Task: Your copy of the material below should match it exactly, except that it holds no pictures.
____ Recorded data
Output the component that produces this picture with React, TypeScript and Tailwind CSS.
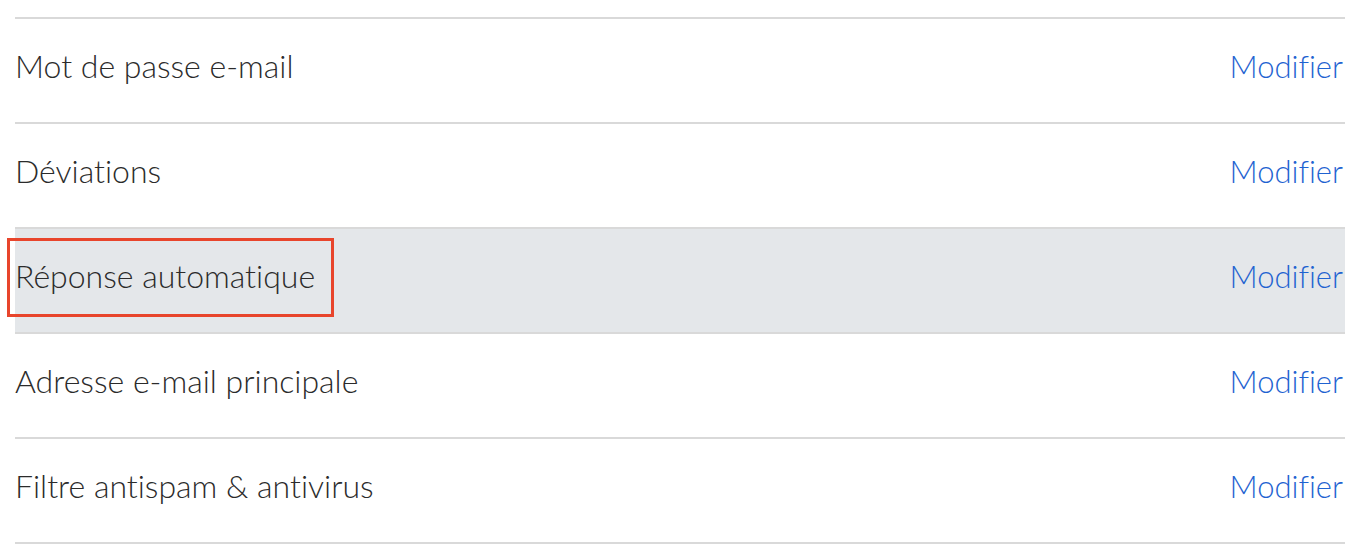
import React from "react";

const rows = [
  { label: "Mot de passe e-mail" },
  { label: "Déviations" },
  { label: "Réponse automatique", active: true },
  { label: "Adresse e-mail principale" },
  { label: "Filtre antispam & antivirus" },
];

export default function App() {
  return (
    <div className="min-h-[553px] bg-white pt-[17px] pl-[15px] font-['Lato','Open_Sans',sans-serif] [font-variant-ligatures:none]">
      <ul className="w-[1330px] border-t-2 border-[#d9d9d9]">
        {rows.map((row) => (
          <li
            key={row.label}
            className={`flex h-[105px] items-center justify-between border-b-2 border-[#d9d9d9] pb-[9px] pr-[2px] ${
              row.active ? "bg-[#e4e7ea]" : "bg-white"
            }`}
          >
            <span className="relative text-[32px] leading-[48px] font-light text-[#2b2b2b]">
              {row.label}
              {row.active && (
                <span className="absolute -left-[8px] -right-[19px] -top-[14px] -bottom-[17px] border-[3px] border-[#e8452c]" />
              )}
            </span>
            <a href="#" className="text-[31px] font-light text-[#1f63d1]">
              Modifier
            </a>
          </li>
        ))}
      </ul>
    </div>
  );
}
________
Output of the exercise:
Output the component that produces this picture with React, TypeScript and Tailwind CSS.
import React from "react";

const rows = [
  { label: "Mot de passe e-mail" },
  { label: "Déviations" },
  { label: "Réponse automatique", active: true },
  { label: "Adresse e-mail principale" },
  { label: "Filtre antispam & antivirus" },
];

export default function App() {
  return (
    <div className="min-h-[553px] bg-white pt-[17px] pl-[15px] font-['Lato','Open_Sans',sans-serif] [font-variant-ligatures:none]">
      <ul className="w-[1330px] border-t-2 border-[#d9d9d9]">
        {rows.map((row) => (
          <li
            key={row.label}
            className={`flex h-[105px] items-center justify-between border-b-2 border-[#d9d9d9] pb-[9px] pr-[2px] ${
              row.active ? "bg-[#e4e7ea]" : "bg-white"
            }`}
          >
            <span className="relative text-[32px] leading-[48px] font-light text-[#2b2b2b]">
              {row.label}
              {row.active && (
                <span className="absolute -left-[8px] -right-[19px] -top-[14px] -bottom-[17px] border-[3px] border-[#e8452c]" />
              )}
            </span>
            <a href="#" className="text-[31px] font-light text-[#1f63d1]">
              Modifier
            </a>
          </li>
        ))}
      </ul>
    </div>
  );
}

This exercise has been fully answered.